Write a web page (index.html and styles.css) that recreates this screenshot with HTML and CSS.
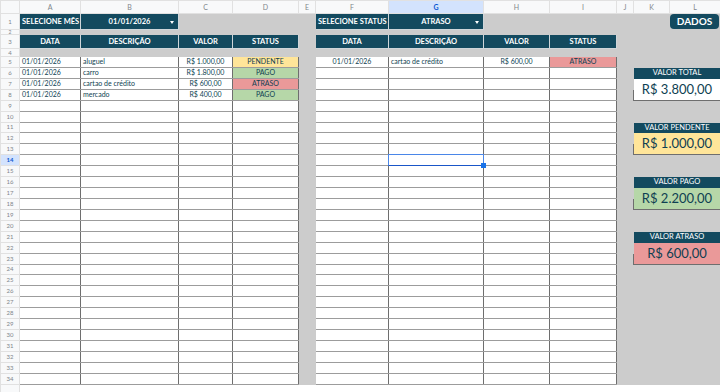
FILE: index.html
```html
<!DOCTYPE html>
<html lang="pt-BR">
<head>
  <meta charset="UTF-8">
  <title>Controle de Contas</title>
  <link rel="stylesheet" href="styles.css">
</head>
<body>
  <table class="sheet">
    <colgroup>
      <col class="c-rh"><col class="c-a"><col class="c-b"><col class="c-c"><col class="c-d"><col class="c-e">
      <col class="c-f"><col class="c-g"><col class="c-h"><col class="c-i"><col class="c-j"><col class="c-k"><col class="c-l">
    </colgroup>

    <!-- column letters -->
    <tr class="colhead">
      <th></th><th>A</th><th>B</th><th>C</th><th>D</th><th>E</th><th>F</th><th class="active">G</th><th>H</th><th>I</th><th>J</th><th>K</th><th>L</th>
    </tr>

    <!-- filters -->
    <tr class="r1">
      <th>1</th>
      <td class="d">SELECIONE MÊS</td>
      <td class="d pick">01/01/2026</td>
      <td class="g" colspan="3"></td>
      <td class="d">SELECIONE STATUS</td>
      <td class="d pick">ATRASO</td>
      <td class="g" colspan="4"></td>
      <td class="g"><div class="btn">DADOS</div></td>
    </tr>
    <tr class="r2"><th>2</th><td class="g" colspan="12"></td></tr>

    <!-- table headers -->
    <tr class="r3">
      <th>3</th>
      <td class="d">DATA</td><td class="d">DESCRIÇÃO</td><td class="d">VALOR</td><td class="d">STATUS</td>
      <td class="g"></td>
      <td class="d">DATA</td><td class="d">DESCRIÇÃO</td><td class="d">VALOR</td><td class="d">STATUS</td>
      <td class="g" colspan="3"></td>
    </tr>
    <tr class="r4"><th>4</th><td class="g" colspan="12"></td></tr>

    <!-- data -->
    <tr><th>5</th><td>01/01/2026</td><td>aluguel</td><td class="mid">R$ 1.000,00</td><td class="mid pend">PENDENTE</td><td class="g"></td><td class="mid">01/01/2026</td><td>cartao de crédito</td><td class="mid">R$ 600,00</td><td class="mid late">ATRASO</td><td class="g" colspan="3"></td></tr>
    <tr><th>6</th><td>01/01/2026</td><td>carro</td><td class="mid">R$ 1.800,00</td><td class="mid paid">PAGO</td><td class="g"></td><td></td><td></td><td></td><td></td><td class="g"></td><td class="card-head" colspan="2">VALOR TOTAL</td></tr>
    <tr><th>7</th><td>01/01/2026</td><td>cartao de crédito</td><td class="mid">R$ 600,00</td><td class="mid late">ATRASO</td><td class="g"></td><td></td><td></td><td></td><td></td><td class="g"></td><td class="card-val" colspan="2" rowspan="2">R$ 3.800,00</td></tr>
    <tr><th>8</th><td>01/01/2026</td><td>mercado</td><td class="mid">R$ 400,00</td><td class="mid paid">PAGO</td><td class="g"></td><td></td><td></td><td></td><td></td><td class="g"></td></tr>
    <tr><th>9</th><td></td><td></td><td></td><td></td><td class="g"></td><td></td><td></td><td></td><td></td><td class="g" colspan="3"></td></tr>
    <tr><th>10</th><td></td><td></td><td></td><td></td><td class="g"></td><td></td><td></td><td></td><td></td><td class="g" colspan="3"></td></tr>
    <tr><th>11</th><td></td><td></td><td></td><td></td><td class="g"></td><td></td><td></td><td></td><td></td><td class="g"></td><td class="card-head" colspan="2">VALOR PENDENTE</td></tr>
    <tr><th>12</th><td></td><td></td><td></td><td></td><td class="g"></td><td></td><td></td><td></td><td></td><td class="g"></td><td class="card-val pend" colspan="2" rowspan="2">R$ 1.000,00</td></tr>
    <tr><th>13</th><td></td><td></td><td></td><td></td><td class="g"></td><td></td><td></td><td></td><td></td><td class="g"></td></tr>
    <tr><th class="active">14</th><td></td><td></td><td></td><td></td><td class="g"></td><td></td><td class="sel"></td><td></td><td></td><td class="g" colspan="3"></td></tr>
    <tr><th>15</th><td></td><td></td><td></td><td></td><td class="g"></td><td></td><td></td><td></td><td></td><td class="g" colspan="3"></td></tr>
    <tr><th>16</th><td></td><td></td><td></td><td></td><td class="g"></td><td></td><td></td><td></td><td></td><td class="g"></td><td class="card-head" colspan="2">VALOR PAGO</td></tr>
    <tr><th>17</th><td></td><td></td><td></td><td></td><td class="g"></td><td></td><td></td><td></td><td></td><td class="g"></td><td class="card-val paid" colspan="2" rowspan="2">R$ 2.200,00</td></tr>
    <tr><th>18</th><td></td><td></td><td></td><td></td><td class="g"></td><td></td><td></td><td></td><td></td><td class="g"></td></tr>
    <tr><th>19</th><td></td><td></td><td></td><td></td><td class="g"></td><td></td><td></td><td></td><td></td><td class="g" colspan="3"></td></tr>
    <tr><th>20</th><td></td><td></td><td></td><td></td><td class="g"></td><td></td><td></td><td></td><td></td><td class="g" colspan="3"></td></tr>
    <tr><th>21</th><td></td><td></td><td></td><td></td><td class="g"></td><td></td><td></td><td></td><td></td><td class="g"></td><td class="card-head" colspan="2">VALOR ATRASO</td></tr>
    <tr><th>22</th><td></td><td></td><td></td><td></td><td class="g"></td><td></td><td></td><td></td><td></td><td class="g"></td><td class="card-val late" colspan="2" rowspan="2">R$ 600,00</td></tr>
    <tr><th>23</th><td></td><td></td><td></td><td></td><td class="g"></td><td></td><td></td><td></td><td></td><td class="g"></td></tr>
    <tr><th>24</th><td></td><td></td><td></td><td></td><td class="g"></td><td></td><td></td><td></td><td></td><td class="g" colspan="3"></td></tr>
    <tr><th>25</th><td></td><td></td><td></td><td></td><td class="g"></td><td></td><td></td><td></td><td></td><td class="g" colspan="3"></td></tr>
    <tr><th>26</th><td></td><td></td><td></td><td></td><td class="g"></td><td></td><td></td><td></td><td></td><td class="g" colspan="3"></td></tr>
    <tr><th>27</th><td></td><td></td><td></td><td></td><td class="g"></td><td></td><td></td><td></td><td></td><td class="g" colspan="3"></td></tr>
    <tr><th>28</th><td></td><td></td><td></td><td></td><td class="g"></td><td></td><td></td><td></td><td></td><td class="g" colspan="3"></td></tr>
    <tr><th>29</th><td></td><td></td><td></td><td></td><td class="g"></td><td></td><td></td><td></td><td></td><td class="g" colspan="3"></td></tr>
    <tr><th>30</th><td></td><td></td><td></td><td></td><td class="g"></td><td></td><td></td><td></td><td></td><td class="g" colspan="3"></td></tr>
    <tr><th>31</th><td></td><td></td><td></td><td></td><td class="g"></td><td></td><td></td><td></td><td></td><td class="g" colspan="3"></td></tr>
    <tr><th>32</th><td></td><td></td><td></td><td></td><td class="g"></td><td></td><td></td><td></td><td></td><td class="g" colspan="3"></td></tr>
    <tr><th>33</th><td></td><td></td><td></td><td></td><td class="g"></td><td></td><td></td><td></td><td></td><td class="g" colspan="3"></td></tr>
    <tr><th>34</th><td></td><td></td><td></td><td></td><td class="g"></td><td></td><td></td><td></td><td></td><td class="g" colspan="3"></td></tr>
    <tr class="blank"><th></th><td colspan="12"></td></tr>
  </table>
</body>
</html>
```

FILE: styles.css
```css
/* Global */
* { margin: 0; padding: 0; box-sizing: border-box; }
body {
  background: #fff;
  font-family: 'Lato', 'Noto Sans', sans-serif;
  color: #0f3f52;
  overflow: hidden;
}

/* ---------- Grid ---------- */
.sheet {
  border-collapse: collapse;
  table-layout: fixed;
  width: 720px;
}
.c-rh { width: 19px; }
.c-a { width: 61px; }
.c-b { width: 98px; }
.c-c { width: 54px; }
.c-d { width: 66px; }
.c-e { width: 17px; }
.c-f { width: 73px; }
.c-g { width: 95px; }
.c-h { width: 66px; }
.c-i { width: 67px; }
.c-j { width: 17px; }
.c-k { width: 36px; }
.c-l { width: 51px; }

.sheet td, .sheet th {
  height: 10.93px;
  padding: 0 2px;
  font-size: 7px;
  line-height: 1;
  white-space: nowrap;
  overflow: hidden;
  border: 1px solid #9c9c9c;
  border-left-color: #6e6e6e;
  border-right-color: #6e6e6e;
}

/* row & column labels */
.sheet th {
  background: #f8f9fa;
  color: #80868b;
  font-weight: normal;
  font-size: 6px;
  text-align: center;
  border-color: #e1e1e1;
}
.colhead th { height: 13px; font-size: 7px; }
.sheet th.active { background: #d3e3fd; color: #0b57d0; font-weight: bold; }

.r1 td, .r1 th { height: 15px; }
.sheet .r2 td, .sheet .r2 th { height: 4px; font-size: 5px; line-height: 4px; }
.r3 td, .r3 th { height: 14px; }
.r4 td, .r4 th { height: 8px; }
.blank td { border-color: #e1e1e1; }

/* grey filler */
.sheet td.g { background: #cccccc; border-color: #cccccc; }

/* dark header cells */
.sheet td.d {
  background: #134a5f;
  color: #fff;
  font-weight: bold;
  font-size: 7.5px;
  text-align: center;
  border-color: #cfd6da;
}
.pick { position: relative; }
.pick::after {
  content: '';
  position: absolute;
  right: 4px;
  top: 50%;
  margin-top: -1px;
  border-left: 2.5px solid transparent;
  border-right: 2.5px solid transparent;
  border-top: 3px solid #fff;
}

.mid { text-align: center; }
.pend { background: #ffe599; }
.paid { background: #b6d7a8; }
.late { background: #ea9999; }

/* DADOS button */
.btn {
  background: #134a5f;
  color: #fff;
  font-weight: bold;
  font-size: 10px;
  text-align: center;
  border-radius: 4px;
  height: 15px;
  line-height: 15px;
  margin: 0 -1px 0 -2px;
}

/* summary cards */
.sheet td.card-head {
  background: #134a5f;
  color: #fff;
  text-align: center;
  font-size: 7.5px;
  border-color: #134a5f;
}
.sheet td.card-val {
  background: #fff;
  text-align: center;
  font-size: 13px;
  border-color: #6e6e6e;
}
.sheet td.card-val.pend { background: #ffe599; }
.sheet td.card-val.paid { background: #b6d7a8; }
.sheet td.card-val.late { background: #ea9999; }

/* current selection */
.sheet td.sel { position: relative; overflow: visible; }
.sel::after {
  content: '';
  position: absolute;
  inset: -1px;
  border: 1px solid #4a86e8;
  border-bottom-color: #1a56c8;
}
.sel::before {
  content: '';
  position: absolute;
  right: -3px;
  bottom: -3px;
  width: 5px;
  height: 5px;
  background: #1a73e8;
  z-index: 1;
}
```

Work to do >>
Your task is to pick out every line with the string "styles" and copy it.

Exercise response >>
Write a web page (index.html and styles.css) that recreates this screenshot with HTML and CSS.
  <link rel="stylesheet" href="styles.css">
FILE: styles.css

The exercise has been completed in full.